We're only ripping up a political contract. We're still right here north of the border and not packing up en masse for a one-way ticket with the Mars One project. Our shared values come from the social unions that are naturally formed over time between close neighbours, but that does not necessitate political union.

Scotland deserves better than the self-indulgent nonsense spooned up in “Let's Stay Together”. We deserve a real reason to stay in the United Kingdom – something that will outweigh the poverty, the austerity, the lack of democracy and Trident nuclear submarines. We're not getting it from the No campaign because such a reason doesn't exist. We need a clear direction for Scotland's future as part of the United Kingdom at a time where the future is heading into difficult, uncharted, de-growth territory. We're not getting that from Westminster because they're terrified by that future and know only how to wallow in broken-down policies that occasionally worked in the recent decades of über-growth. Scotland and England and the other nations of the British Isles will hopefully be around for a long while to come as small countries negotiating their way on a different, de-globalising world. But the United Kingdom? If it doesn't end in 2016, the trajectory of the future will likely see to it soon enough.

Apologies for the delay in posting this entry. Life, and MS, have an irritating way of interfering with plans!

Thursday 19 June 2014

Flowering of Scotland?

Like every other nation, Scotland faces some tough challenges in the years ahead. The decline of global industrial civilisation is gathering pace, spurred on by an inexorable reduction in resource availability and quality. The economic hardships that will bring, compounded by the costs we will face due to worsening environmental degradation and failures in our built infrastructure are bound to accelerate over the coming years. The initial tremors of these global seismic events are even now being felt in the form of the market crashes, banking and corporate failures of the past few years. This is only the beginning of a landmark phase-shift into a new way of human living, and no amount of government funny-money shenanigans and massaging of statistics will be able to prologue the phoney “recovery” for long. Sooner or sooner still the dam will burst again and we'll begin another slide down the slope of reducing living standards until we reset at a new normal.

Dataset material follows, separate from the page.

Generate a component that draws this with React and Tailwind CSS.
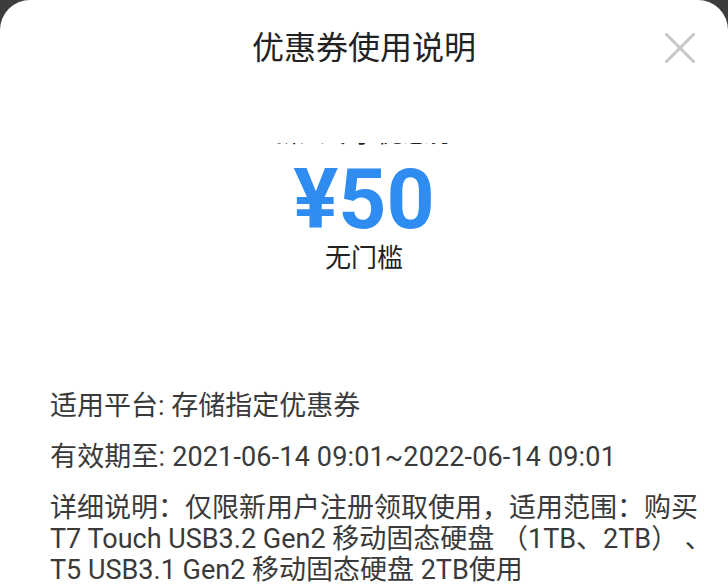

As ordinary life comes apart the need to re-configure and glue it back together in new and unexpected ways will become apparent. For most likely the majority of the population – those caught blinking in the headlights of an onrushing, possibly frightening new paradigm for daily living – the experience may be traumatic. The frame of mind and attitudes we adopt in the face of this demanding future will therefore be important. Does Scotland have the cultural fortitude to keep its head above water? It's a question we need to address, given the injuries our country has been exposed to during its long history.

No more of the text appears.